## TO DO
Extract the lines that carry the string "React" from the listing.

--- start of DATA ---

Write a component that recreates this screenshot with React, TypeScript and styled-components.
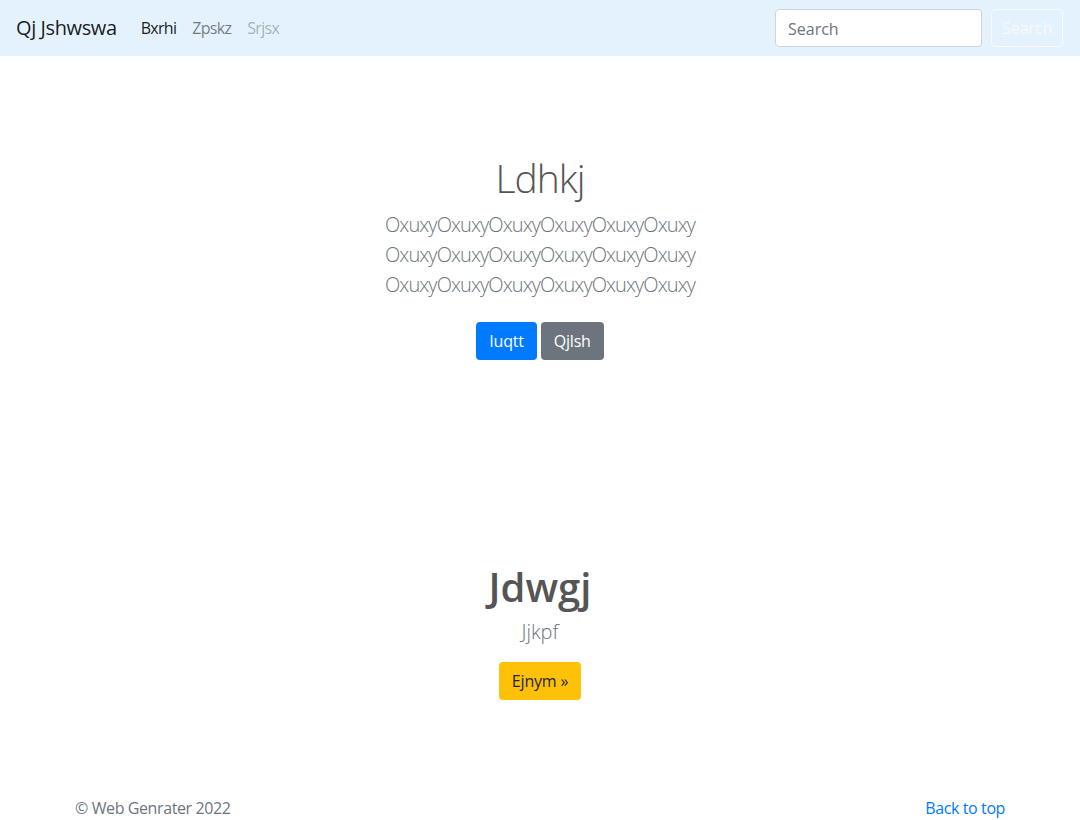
import React from "react";
import styled, { createGlobalStyle } from "styled-components";

const Global = createGlobalStyle`
  * { box-sizing: border-box; }
  body {
    margin: 0;
    font-family: "Open Sans", "Noto Sans", sans-serif;
    font-size: 16px;
    line-height: 1.5;
    color: #212529;
    background: #fff;
  }
`;

const Navbar = styled.nav`
  display: flex;
  align-items: center;
  justify-content: space-between;
  height: 56px;
  padding: 8px 16px;
  background: #e3f2fd;
`;

const Left = styled.div`
  display: flex;
  align-items: center;
`;

const Brand = styled.a`
  font-size: 20px;
  line-height: 30px;
  color: rgba(0, 0, 0, 0.9);
  margin-right: 16px;
  text-decoration: none;
  letter-spacing: -0.4px;
`;

const NavList = styled.div`
  display: flex;
`;

const NavLink = styled.a<{ $state: "active" | "normal" | "disabled" }>`
  padding: 8px;
  font-size: 16px;
  line-height: 24px;
  text-decoration: none;
  letter-spacing: -0.7px;
  color: ${(p) =>
    p.$state === "active"
      ? "rgba(0,0,0,0.9)"
      : p.$state === "normal"
      ? "rgba(0,0,0,0.5)"
      : "rgba(0,0,0,0.3)"};
`;

const SearchForm = styled.form`
  display: flex;
  align-items: center;
  gap: 9px;
`;

const SearchInput = styled.input`
  width: 207px;
  height: 38px;
  padding: 7px 12px 5px;
  font-family: inherit;
  font-size: 16px;
  color: #495057;
  border: 1px solid #ced4da;
  border-radius: 4px;
  background: #fff;
  &::placeholder { color: #6c757d; }
`;

const OutlineButton = styled.button`
  width: 72px;
  height: 38px;
  font-family: inherit;
  font-size: 16px;
  color: #f8f9fa;
  background: transparent;
  border: 1px solid #f8f9fa;
  border-radius: 4px;
  padding: 0;
  margin-right: 1px;
`;

const Hero = styled.section`
  padding: 98px 0 96px;
  text-align: center;
`;

const HeroTitle = styled.h1`
  margin: 0 0 8px;
  font-size: 39px;
  font-weight: 300;
  line-height: 48px;
  color: #555;
  letter-spacing: -1px;
`;

const Lead = styled.p`
  margin: 0 0 16px;
  font-size: 20px;
  font-weight: 300;
  line-height: 30px;
  color: #6c757d;
  letter-spacing: -0.9px;
`;

const ButtonRow = styled.p`
  margin: 0;
  display: flex;
  justify-content: center;
  gap: 4px;
  padding: 6px 0;
`;

const Btn = styled.a<{ $variant: "primary" | "secondary" | "warning" }>`
  display: inline-flex;
  align-items: center;
  height: 38px;
  padding: 0 13px;
  font-size: 16px;
  border-radius: 4px;
  text-decoration: none;
  letter-spacing: -0.2px;
  background: ${(p) =>
    p.$variant === "primary" ? "#007bff" : p.$variant === "secondary" ? "#6c757d" : "#ffc107"};
  color: ${(p) => (p.$variant === "warning" ? "#212529" : "#fff")};
`;

const Feature = styled.section`
  padding-top: 101px;
  text-align: center;
`;

const FeatureTitle = styled.h2`
  margin: 0 0 6px;
  font-size: 40px;
  font-weight: 600;
  line-height: 48px;
  color: #555;
  letter-spacing: 0px;
`;

const SubLead = styled.p`
  margin: 0 0 15px;
  font-size: 20px;
  font-weight: 300;
  line-height: 30px;
  color: #6c757d;
`;

const Footer = styled.footer`
  width: 960px;
  margin: 96px auto 0;
  padding: 0 15px;
  display: flex;
  justify-content: space-between;
  font-size: 16px;
  line-height: 24px;
  color: #6c757d;
  letter-spacing: -0.4px;
`;

const FooterLink = styled.a`
  color: #007bff;
  text-decoration: none;
`;

export default function App() {
  return (
    <>
      <Global />
      <Navbar>
        <Left>
          <Brand href="#">Qj Jshwswa</Brand>
          <NavList>
            <NavLink $state="active" href="#">Bxrhi</NavLink>
            <NavLink $state="normal" href="#">Zpskz</NavLink>
            <NavLink $state="disabled" href="#">Srjsx</NavLink>
          </NavList>
        </Left>
        <SearchForm onSubmit={(e) => e.preventDefault()}>
          <SearchInput placeholder="Search" />
          <OutlineButton type="submit">Search</OutlineButton>
        </SearchForm>
      </Navbar>
      <Hero>
        <HeroTitle>Ldhkj</HeroTitle>
        <Lead>
          OxuxyOxuxyOxuxyOxuxyOxuxyOxuxy
          <br />
          OxuxyOxuxyOxuxyOxuxyOxuxyOxuxy
          <br />
          OxuxyOxuxyOxuxyOxuxyOxuxyOxuxy
        </Lead>
        <ButtonRow>
          <Btn $variant="primary" href="#">Iuqtt</Btn>
          <Btn $variant="secondary" href="#">Qjlsh</Btn>
        </ButtonRow>
      </Hero>
      <Feature>
        <FeatureTitle>Jdwgj</FeatureTitle>
        <SubLead>Jjkpf</SubLead>
        <Btn $variant="warning" href="#">Ejnym »</Btn>
      </Feature>
      <Footer>
        <span>© Web Genrater 2022</span>
        <FooterLink href="#">Back to top</FooterLink>
      </Footer>
    </>
  );
}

--- end of DATA ---

## SOLUTION
Write a component that recreates this screenshot with React, TypeScript and styled-components.
import React from "react";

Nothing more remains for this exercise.